Being the first time I have watched children’s television for the best part of 25 years, I am intrigued to see how it has developed over time. To begin with, it’s all a bit disappointing. I see a fairly nondescript programme about a talking sheep, followed by a re-run of those blasted Teletubbies.

But the next thing on makes me sit up sharply.

It’s an absolute classic from my childhood, and a man whose curtains graced my bedroom until middle school when I started having friends round and begged my mum to take them down.

Yes that’s right, the Royal Mail legend that is Postman Pat.

But hang-on just a minute, this isn’t a re-run, it’s a new version and all of a sudden, I’m worried. What might they have done to Pat?

I watch with apprehension. The theme tune is roughly the same – sung by someone else but nevertheless acceptable.

Pat’s van certainly seems bigger, and Jess looks as though he’s piled on the timber, but the opening stages are enjoyable.

Even if the pair appear to be working less for Royal Mail these days, and more for a shadow postal organisation known as the ‘Special Delivery Service’.

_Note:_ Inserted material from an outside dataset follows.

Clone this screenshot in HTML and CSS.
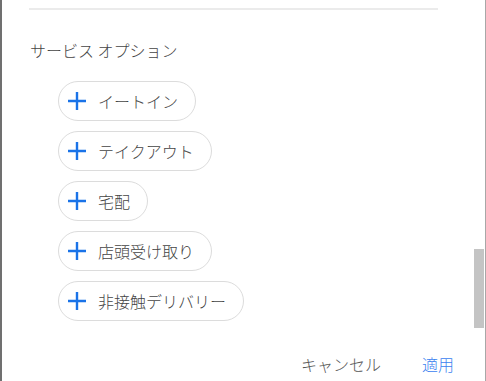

In this episode, Pat is dispatched to deliver a birthday parcel, but there’s a problem. It’s stuck on a train.

I’m gripped for the next 10 minutes as I watch Pat receive co-ordinates from an operator with a headset (on his hands-free in the van of course), race to the where the train is, locate the parcel and jump from the moving express back into his van while Jess holds the wheel.

It was exhausting. Postman Pat? It was more like an episode of 24.

In my day, some sheep would be loose in Greendale and he’d have to round them up before he could continue his deliveries, or a dog would bite a hole in his letters sack. These were real village postie problems.

Whatever next? An assassination attempt on Mrs Goggins? Ted Glen acting as double agent? Or perhaps Reverend Timms smuggling arms through the church?